“Now remember, when things look bad and it looks
like you’re not gonna make it, then you gotta get mean. I mean plumb,
mad-dog mean.”
In A Nutshell
Until Unforgiven came along in 1992, The Outlaw Josey Wales was widely regarded as Clint Eastwood’s best film as a director, and one of the best Westerns in general. Based on the popular novel by famed Native American author Forrest Carter, it freely mixed violence and amorality to create a darkly ambiguous world where good and evil are almost impossible to distinguish. And with good reason: Over a decade after the film’s release it was revealed that “Forrest” was really Asa Earl Carter—former-Klan member, terrorist, and anti-Semite with a record for attempted murder.In 1975, Clint Eastwood was hunting for a new script to direct when a book landed on his desk. Entitled The Rebel Outlaw Josey Wales, it made compulsive reading—a slick blend of anti-government rhetoric and the sort of ambiguous morality that had made Eastwood famous in his earlier Westerns. Although the author, Forrest Carter, was not a big name at the time, he was months away from having a smash hit with his memoir Little Tree (about his Cherokee grandparents), and Eastwood knew hot property when he saw it. He bought the rights to The Rebel Outlaw and quickly turned it into one of the most famed Westerns in Hollywood history: The Outlaw Josey Wales. And the rest, as they say, is history.
Or rather, it would have been if not for a series of articles in The New York Times. A couple of reporters who seemed to recognize Carter had done some digging. They’d reached a startling conclusion. This writer of popular Westerns and documents of the Cherokee experience was none other than Asa Earl Carter: right-wing terrorist, white supremacist, and violent bigot who helped found a notorious paramilitary wing of the KKK.

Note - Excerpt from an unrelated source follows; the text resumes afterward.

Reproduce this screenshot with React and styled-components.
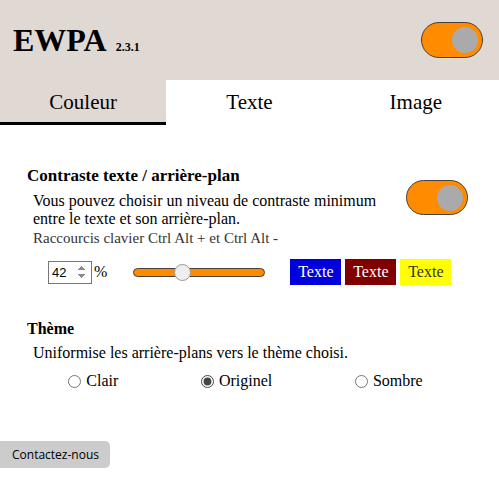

Among Carter’s darker deeds had been advocating segregation in Alabama schools and organizing the violent beating of blacks when his protests failed. His KKK cronies were known to murder and castrate black people at random, and Carter spurned them on with racist pamphlets, radio broadcasts, and reams of violent literature. In fact, he felt the mainstream KKK had grown “soft,” and hoped the paramilitaries would keep the South white. He even went so far as to write George Wallace’s infamous “segregation now, segregation forever” speech.
In short, he was a radical, a terrorist—and somehow he turned himself into a supposed voice for Native Americans everywhere. Even his Cherokee name “Forrest” was chosen as homage to a founding member of the KKK. Clint Eastwood may not have known it, but his film was turning into a secret mouthpiece for a murderous bigot.
Carter died in 1979. By 1991 it was impossible to deny Forrest and Asa Earl were one and the same. Yet well into the 2000s, publishers of his books were ignoring the connection in favor of the myth of Forrest. Even now some editions make no mention of his violent past or the lie at the heart of each tale; the bizarre act of duplicity that had suckered in one of the greatest actors in the whole darn world.